There was an address ...

is a common way to introduce a new thing. The noun after there + be is expected to have an indefinite or non-specific meaning. Usually, it's an indefinite article (a/an), zero article, some(body), no(body), etc. rather than the, this, my, or a name.

[x] There was the address ...

As an introduction, it sounds unusual.

It is a stylistic choice. Certainly, it could have been put differently.

The address was ...

The address read ...

The context allows it, and the reader can easily work out what address is being discussed.

The heading is another stylistic choice. The context was prepared in the previous paragraph by the postcard. Now, unique and commonly recognised attributes of a postcard might (but don't have to) go with the definite article: the stamp, the heading, the signature, the date, etc. It's also reasonable to assume that a postcard, due to its limited space, has only one heading, thus the heading.

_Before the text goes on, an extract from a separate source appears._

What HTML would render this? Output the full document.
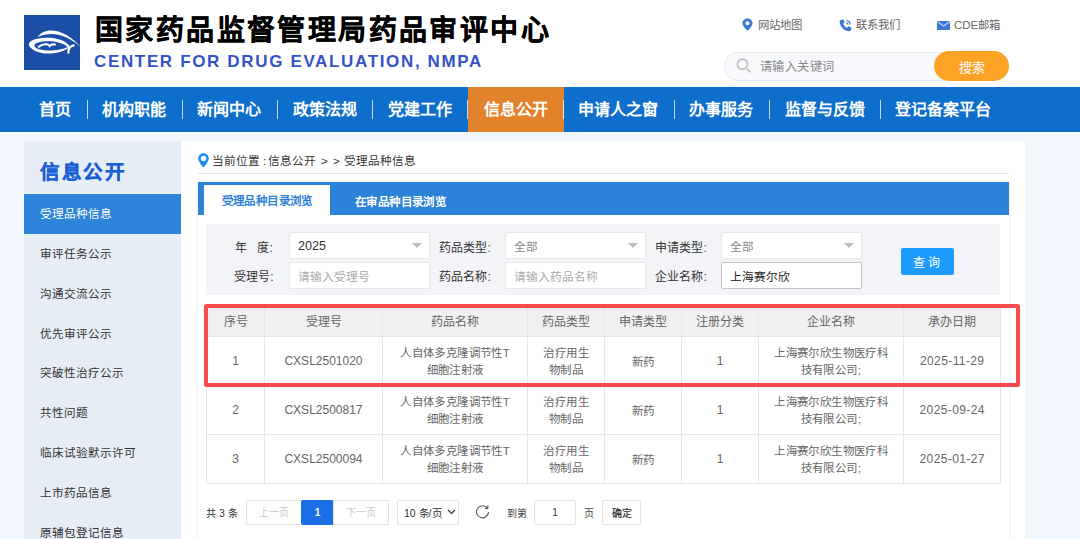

You should follow the first grammar rules; the first letter of address, 'a' is a vowel, so the article 'an' is appropriate, and 'heading' is some kind of special place on a TV screen / in pages, so 'the' is appropriate.

  • 2
    Welcome to English Language Learners! I feel this still doesn't explain the difference between using an indefinite article (an address) and a definite (the heading) - and ultimately that's what the question is about.